What happened on that day (of Easter) became, was and remained the centre around which everything else moves. For everything lasts its time, but the love of God – which was at work and was expressed in the resurrection of Jesus Christ from the dead – lasts forever. Because this event took place, there is no reason to despair, and even when we read the newspaper with all its confusing and frightening news, there is every reason to hope.
So, I think “salvation,” is less about how I get into heaven and more about giving me freedom over the powers of death and empire to live my life because God is ultimately in charge and it’s going to work out just fine. Atonement is less a puzzle and more a bridge. I have my own favorite metaphor for salvation. Our village has been at war forever and we don’t know there is a bridge out of town. We’re saved, but if we don’t know the bridge exists, we live surrounded by warfare’s death and fire and pain. Jesus’s resurrection showed us a bridge we didn’t know about. God has already been in charge; God has already given us eternal life. We just didn’t know about it until we saw Jesus. And like the above metaphors, you could take it further and say Jesus himself is that bridge. Or don’t. It doesn’t matter, the bridge has been there all along regardless of what you knew or believed about the bridge. I might hear about the bridge and flee across it. I might hear about the bridge and tell my family to stop crying, we’re saved. I might decide not to shoot my enemy but convince them to cross the bridge with me to a new life. But that’s only possible if I’ve heard of the bridge.
Jesus’ resurrection was the first fruits. It was to show us that we’ll be there someday as well, even though we’re currently mired in a world of sin, greed, violence and shame.
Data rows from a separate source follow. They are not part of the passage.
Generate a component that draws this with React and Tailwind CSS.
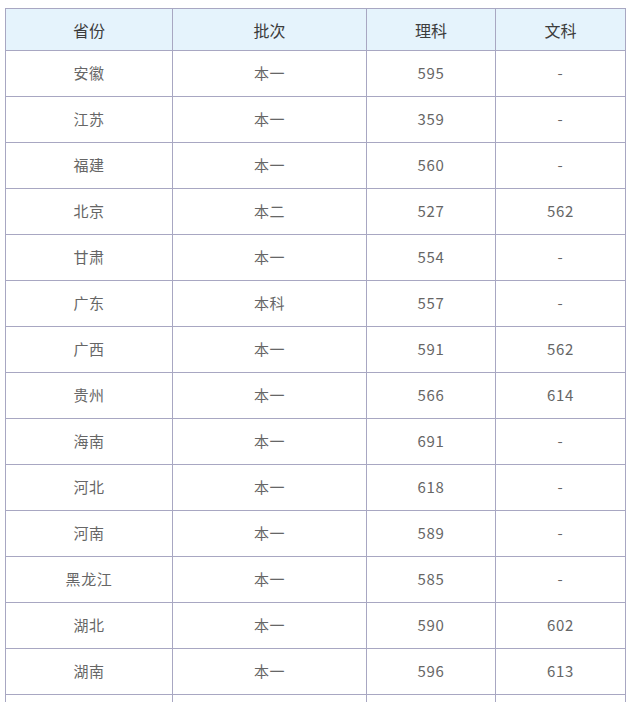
import React from "react";

const rows = [
  ["安徽", "本一", "595", "-"],
  ["江苏", "本一", "359", "-"],
  ["福建", "本一", "560", "-"],
  ["北京", "本二", "527", "562"],
  ["甘肃", "本一", "554", "-"],
  ["广东", "本科", "557", "-"],
  ["广西", "本一", "591", "562"],
  ["贵州", "本一", "566", "614"],
  ["海南", "本一", "691", "-"],
  ["河北", "本一", "618", "-"],
  ["河南", "本一", "589", "-"],
  ["黑龙江", "本一", "585", "-"],
  ["湖北", "本一", "590", "602"],
  ["湖南", "本一", "596", "613"],
];

const font = {
  fontFamily: '"Microsoft YaHei", "Noto Sans CJK SC", sans-serif',
};

function App() {
  return (
    <div className="h-[702px] overflow-hidden bg-white pt-[8px] pl-[5px]" style={font}>
      <table className="table-fixed border-collapse w-[620px]">
        <colgroup>
          <col className="w-[167px]" />
          <col className="w-[194px]" />
          <col className="w-[129px]" />
          <col className="w-[130px]" />
        </colgroup>
        <thead>
          <tr className="bg-[#e5f3fc]">
            {["省份", "批次", "理科", "文科"].map((h) => (
              <th
                key={h}
                className="h-[42px] border border-[#a8a7c2] p-0 text-center text-[16px] font-normal text-[#3c3c3c]"
              >
                {h}
              </th>
            ))}
          </tr>
        </thead>
        <tbody>
          {rows.map((r) => (
            <tr key={r[0]}>
              {r.map((c, i) => (
                <td
                  key={i}
                  className="h-[46px] border border-[#a8a7c2] p-0 text-center text-[15px] text-[#666] tracking-[0.6px]"
                >
                  {c}
                </td>
              ))}
            </tr>
          ))}
          {/* next row only shows its top border in the frame */}
          <tr>
            <td className="h-[46px] border border-[#a8a7c2]" />
            <td className="h-[46px] border border-[#a8a7c2]" />
            <td className="h-[46px] border border-[#a8a7c2]" />
            <td className="h-[46px] border border-[#a8a7c2]" />
          </tr>
        </tbody>
      </table>
    </div>
  );
}

export default App;
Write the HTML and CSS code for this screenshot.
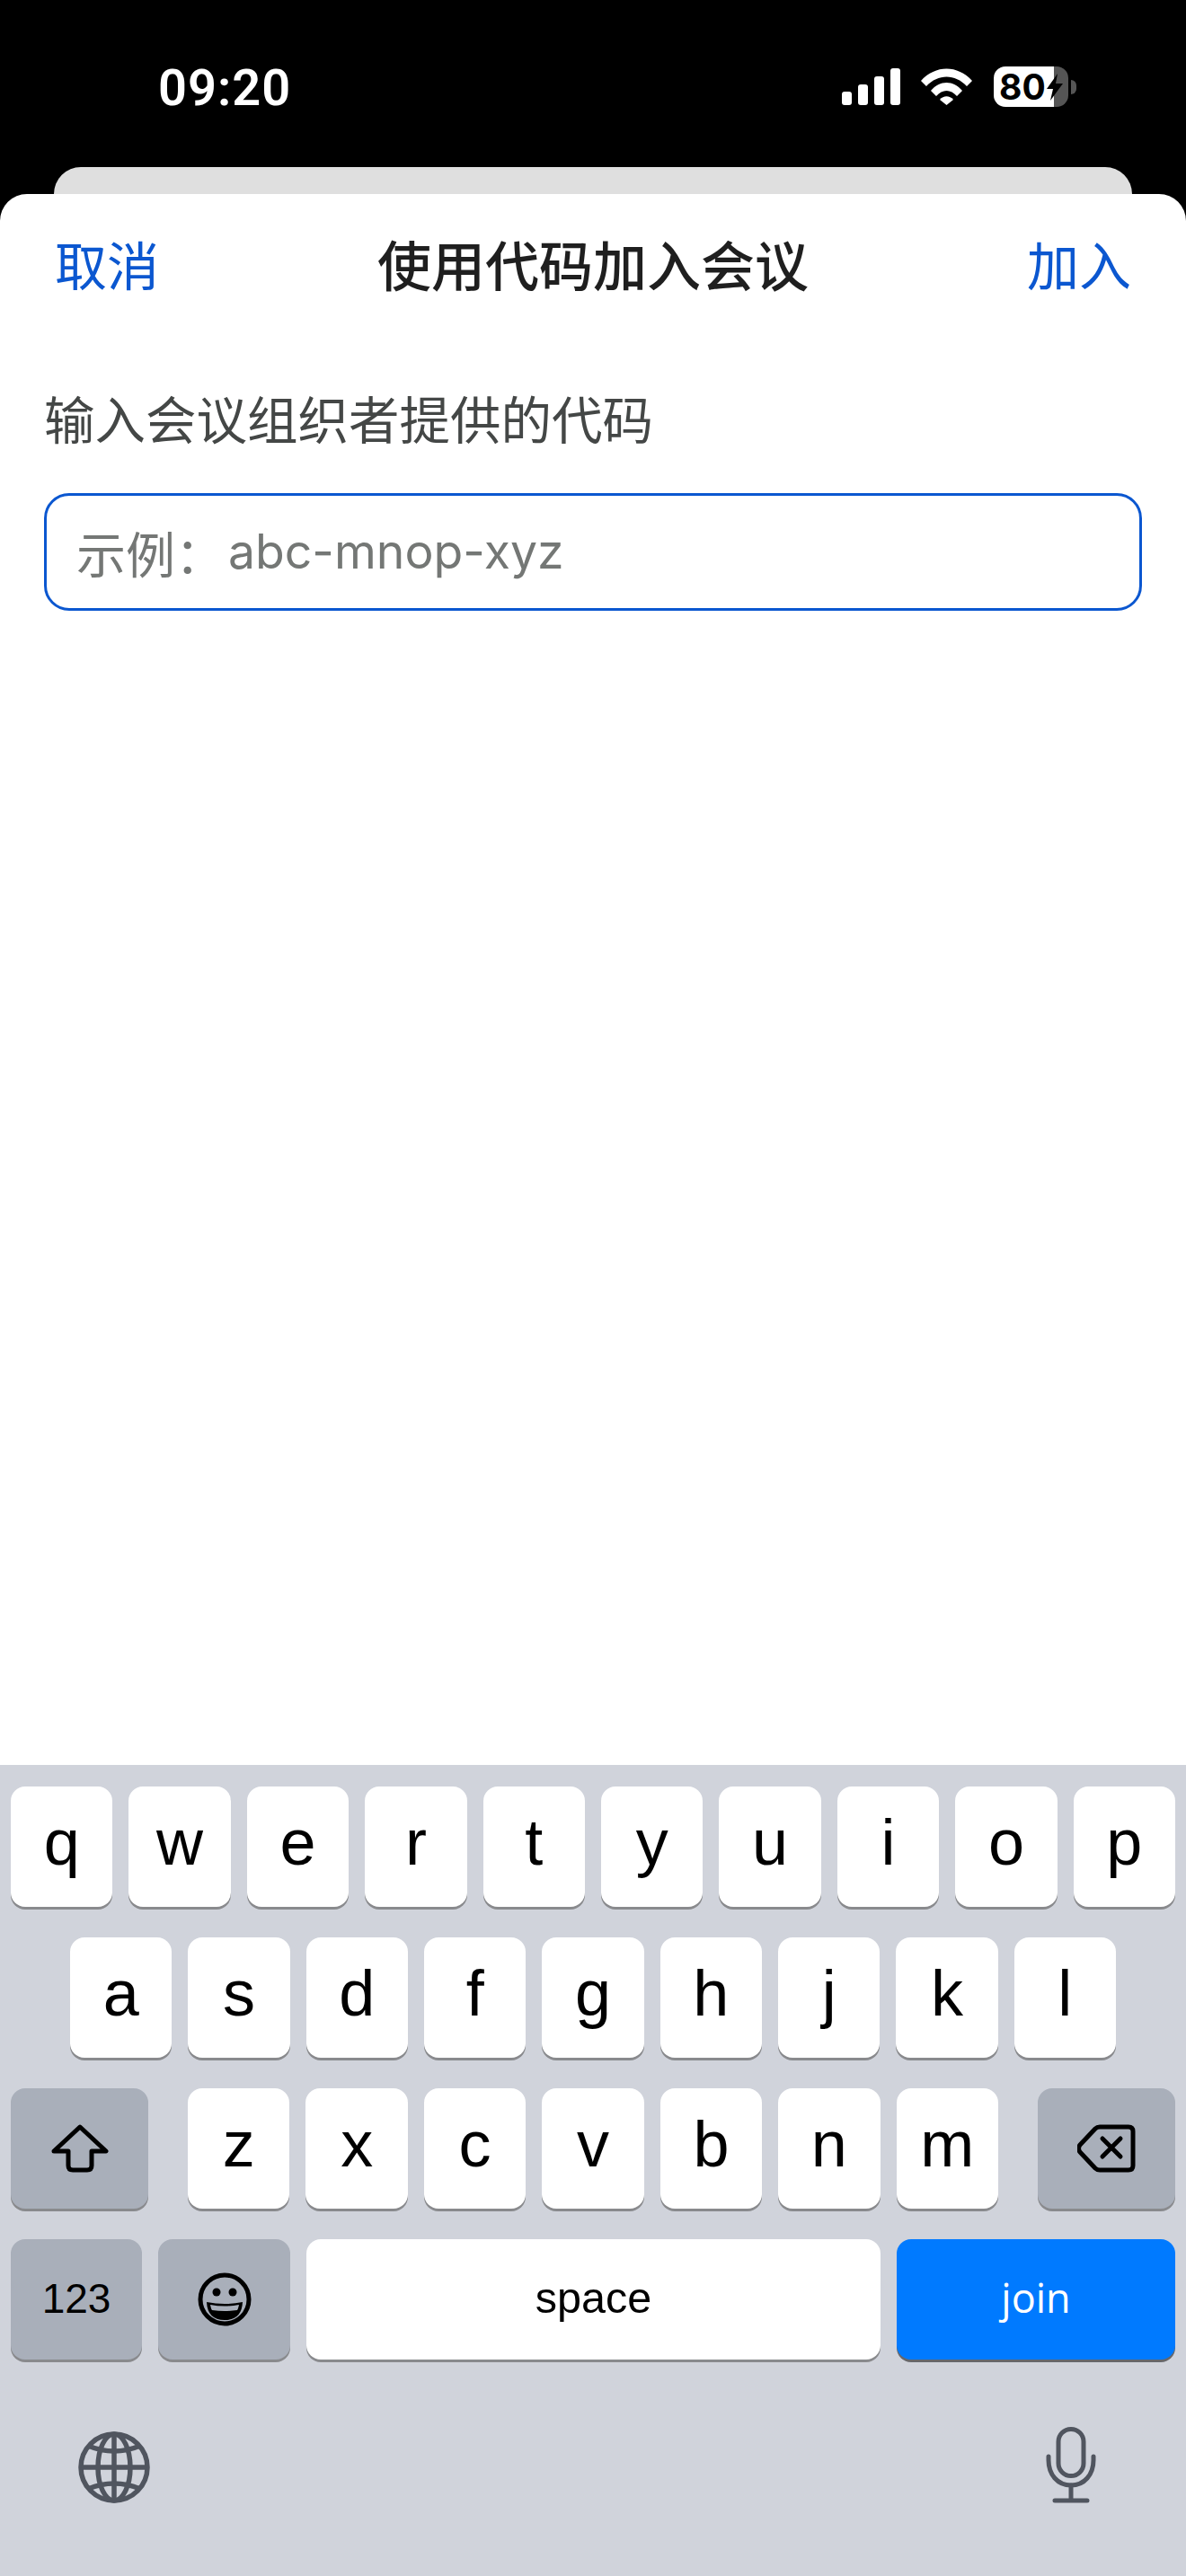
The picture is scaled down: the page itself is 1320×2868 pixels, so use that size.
FILE: index.html
```html
<!DOCTYPE html>
<html lang="zh-CN">
<head>
    <meta charset="UTF-8">
    <meta name="viewport" content="width=device-width, initial-scale=1.0">
    <title>使用代码加入会议</title>
    <link rel="stylesheet" href="styles.css">
</head>
<body>
    <div class="status-bar">
        <span class="time">09:20</span>
        <div class="status-icons">
            <div class="signal">
                <span class="bar bar-1"></span>
                <span class="bar bar-2"></span>
                <span class="bar bar-3"></span>
                <span class="bar bar-4"></span>
            </div>
            <svg class="wifi" width="57" height="41" viewBox="0 0 57 41">
                <path d="M0 14 C16 -4 41 -4 57 14 L51 20 C38 6 19 6 6 20 Z" fill="#fff"/>
                <path d="M11 25 C21 13 36 13 46 25 L40 31 C33 23 24 23 17 31 Z" fill="#fff"/>
                <path d="M21 35 C25 30 32 30 36 35 L28.500 41 Z" fill="#fff"/>
            </svg>
            <div class="battery">
                <div class="battery-body">
                    <span class="battery-level">80</span>
                    <svg class="bolt" width="20" height="30" viewBox="0 0 20 30">
                        <path d="M13 0 L1 17 H8 L5 30 L19 11 H11 Z" fill="#000"/>
                    </svg>
                </div>
                <span class="battery-nub"></span>
            </div>
        </div>
    </div>
    <div class="back-sheet"></div>

    <div class="sheet">
        <div class="sheet-header">
            <span class="action">取消</span>
            <span class="sheet-title">使用代码加入会议</span>
            <span class="action">加入</span>
        </div>
        <p class="label">输入会议组织者提供的代码</p>
        <div class="code-field">
            <span class="placeholder-cjk">示例：</span><span class="placeholder-latin">abc-mnop-xyz</span>
        </div>
    </div>

    <div class="keyboard">
        <div class="key-row">
            <div class="key">q</div>
            <div class="key">w</div>
            <div class="key">e</div>
            <div class="key">r</div>
            <div class="key">t</div>
            <div class="key">y</div>
            <div class="key">u</div>
            <div class="key">i</div>
            <div class="key">o</div>
            <div class="key">p</div>
        </div>
        <div class="key-row row-middle">
            <div class="key">a</div>
            <div class="key">s</div>
            <div class="key">d</div>
            <div class="key">f</div>
            <div class="key">g</div>
            <div class="key">h</div>
            <div class="key">j</div>
            <div class="key">k</div>
            <div class="key">l</div>
        </div>
        <div class="key-row">
            <div class="key key-dark key-shift">
                <svg width="64" height="54" viewBox="0 0 64 54">
                    <path d="M32 3 L61 30 H45 V46 Q45 51 40 51 H24 Q19 51 19 46 V30 H3 Z" fill="none" stroke="#000" stroke-width="5" stroke-linejoin="round"/>
                </svg>
            </div>
            <div class="key key-letter-z">z</div>
            <div class="key">x</div>
            <div class="key">c</div>
            <div class="key">v</div>
            <div class="key">b</div>
            <div class="key">n</div>
            <div class="key key-letter-m">m</div>
            <div class="key key-dark key-delete">
                <svg width="65" height="54" viewBox="0 0 65 54">
                    <path d="M25 3 H57 Q62 3 62 8 V46 Q62 51 57 51 H25 Q22 51 20 49 L3 31 Q0 27 3 23 L20 5 Q22 3 25 3 Z" fill="none" stroke="#000" stroke-width="5" stroke-linejoin="round"/>
                    <path d="M28 16 L48 36 M48 16 L28 36" fill="none" stroke="#000" stroke-width="5" stroke-linecap="round"/>
                </svg>
            </div>
        </div>
        <div class="key-row">
            <div class="key key-dark key-num">123</div>
            <div class="key key-dark key-emoji">
                <svg width="60" height="60" viewBox="0 0 60 60">
                    <circle cx="30" cy="30" r="27" fill="none" stroke="#000" stroke-width="5"/>
                    <circle cx="21" cy="22" r="4.500" fill="#000"/>
                    <circle cx="39" cy="22" r="4.500" fill="#000"/>
                    <path d="M10 33 Q30 37 50 33 Q49 53 30 53 Q11 53 10 33 Z" fill="#000"/>
                    <path d="M14 36 Q30 39 46 36 Q45 41 44 42 Q30 44 16 42 Q15 41 14 36 Z" fill="#a9afba"/>
                </svg>
            </div>
            <div class="key key-space">space</div>
            <div class="key key-join">join</div>
        </div>
        <div class="keyboard-bottom">
            <svg width="80" height="80" viewBox="0 0 80 80">
                <g fill="none" stroke="#50555f" stroke-width="5.500">
                    <circle cx="40" cy="40" r="37"/>
                    <ellipse cx="40" cy="40" rx="18" ry="37"/>
                    <path d="M40 3 V77 M3 40 H77"/>
                    <path d="M11 16 Q40 28 69 16 M11 64 Q40 52 69 64"/>
                </g>
            </svg>
            <svg width="56" height="85" viewBox="0 0 56 85">
                <g fill="none" stroke="#50555f" stroke-width="5" stroke-linecap="round">
                    <rect x="14" y="2.500" width="28" height="52" rx="14"/>
                    <path d="M3 33 V37 C3 53 13 65 28 65 C43 65 53 53 53 37 V33"/>
                    <path d="M28 65 V82 M10 82 H46"/>
                </g>
            </svg>
        </div>
    </div>
</body>
</html>
```

FILE: styles.css
```css
body {
    margin: 0;
    height: 2868px;
    display: flex;
    flex-direction: column;
    background-color: #000;
    font-family: "Noto Sans CJK SC", sans-serif;
    overflow: hidden;
}

.status-bar {
    height: 186px;
    box-sizing: border-box;
    padding: 74px 122px 0 176px;
    display: flex;
    justify-content: space-between;
    align-items: flex-start;
}
.time {
    font-family: Roboto, sans-serif;
    font-size: 56px;
    font-weight: 600;
    line-height: 48px;
    letter-spacing: 1px;
    color: #fff;
}
.status-icons {
    display: flex;
    align-items: flex-start;
}
.signal {
    width: 65px;
    height: 43px;
    display: flex;
    justify-content: space-between;
    align-items: flex-end;
}
.bar {
    width: 11px;
    background-color: #fff;
    border-radius: 3px;
}
.bar-1 { height: 15px; }
.bar-2 { height: 23px; }
.bar-3 { height: 32px; }
.bar-4 { height: 41px; }
.wifi {
    margin: 2px 24px 0 23px;
}
.battery {
    display: flex;
    align-items: center;
}
.battery-body {
    width: 83px;
    height: 45px;
    display: flex;
    align-items: center;
    box-sizing: border-box;
    padding-left: 6px;
    border-radius: 13px;
    background: linear-gradient(to right, #fff 67px, #555 67px);
}
.battery-level {
    font-family: Inter, sans-serif;
    font-size: 39px;
    font-weight: 700;
    line-height: 45px;
    color: #000;
}
.bolt {
    flex: none;
    margin-left: 0;
}
.battery-nub {
    width: 6px;
    height: 16px;
    margin-left: 3px;
    background-color: #555;
    border-radius: 0 8px 8px 0;
}

.back-sheet {
    height: 30px;
    margin: 0 60px;
    background-color: #dfdfdf;
    border-radius: 30px 30px 0 0;
}

.sheet {
    flex: 1;
    box-sizing: border-box;
    padding-top: 37px;
    background-color: #fff;
    border-radius: 30px 30px 0 0;
}
.sheet-header {
    display: flex;
    justify-content: space-between;
    align-items: center;
    padding: 0 61px;
}
.action {
    font-size: 58px;
    line-height: 80px;
    color: #0b57d0;
}
.sheet-title {
    font-size: 60px;
    font-weight: 500;
    line-height: 80px;
    color: #1f1f1f;
}
.label {
    margin: 91px 0 45px 49px;
    font-size: 56.500px;
    line-height: 80px;
    color: #444746;
}
.code-field {
    width: 1222px;
    height: 131px;
    margin-left: 49px;
    box-sizing: border-box;
    display: flex;
    align-items: center;
    padding-left: 33px;
    padding-bottom: 2px;
    border: 3px solid #0b57d0;
    border-radius: 28px;
    color: #747775;
}
.placeholder-cjk {
    width: 169px;
    font-size: 55px;
}
.placeholder-latin {
    font-family: Inter, sans-serif;
    font-size: 53.500px;
}

.keyboard {
    height: 903px;
    box-sizing: border-box;
    padding: 24px 12px 0;
    background-color: #d0d3db;
    font-family: "Liberation Sans", sans-serif;
    color: #000;
}
.key-row {
    display: flex;
    gap: 18px;
    margin-bottom: 34px;
}
.row-middle {
    padding: 0 66px;
}
.key {
    flex: 1;
    height: 134px;
    box-sizing: border-box;
    padding-bottom: 10px;
    display: flex;
    justify-content: center;
    align-items: center;
    background-color: #fff;
    border-radius: 16px;
    box-shadow: 0 3px 0 #898a8d;
    font-size: 72px;
    line-height: 124px;
}
.key-dark {
    background-color: #a9afba;
}
.key-shift,
.key-delete {
    flex: none;
    width: 153px;
    padding-bottom: 0;
}
.key-letter-z {
    margin-left: 26px;
}
.key-letter-m {
    margin-right: 26px;
}
.key-num {
    flex: none;
    width: 146px;
    padding-bottom: 2px;
    font-size: 46px;
}
.key-emoji {
    flex: none;
    width: 147px;
    padding-bottom: 0;
}
.key-space {
    flex: none;
    width: 639px;
    padding-bottom: 4px;
    font-size: 48.500px;
}
.key-join {
    flex: none;
    width: 310px;
    padding-bottom: 4px;
    background-color: #007aff;
    box-shadow: 0 3px 0 #66676b;
    font-family: "Open Sans", sans-serif;
    font-size: 45px;
    color: #fff;
}
.keyboard-bottom {
    display: flex;
    justify-content: space-between;
    align-items: flex-end;
    height: 126px;
    padding: 0 88px 0 75px;
}
```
If the sin of Adam –whatever that means – caused us all to come to death, then Jesus shows us life will come to all. All! If it doesn’t mean we’re all saved, then Adam’s sin is greater than Jesus’ victory. It’s already there, the bridge is there, and the resurrection shows it to us.
1 Corinthians 15:20-28
But in fact, Christ has been raised from the dead, the first fruits of those who have died. For since death came through a human, the resurrection of the dead has also come through a human, for as all die in Adam, so all will be made alive in Christ. But each in its own order: Christ the first fruits, then at his coming those who belong to Christ. Then comes the end, when he hands over the kingdom to God the Father, after he has destroyed every ruler and every authority and power. For he must reign until he has put all his enemies under his feet. The last enemy to be destroyed is death. For “God has put all things in subjection under his feet.” But when it says, “All things are put in subjection,” it is plain that this does not include the one who put all things in subjection under him. When all things are subjected to him, then the Son himself will also be subjected to the one who put all things in subjection under him, so that God may be all in all.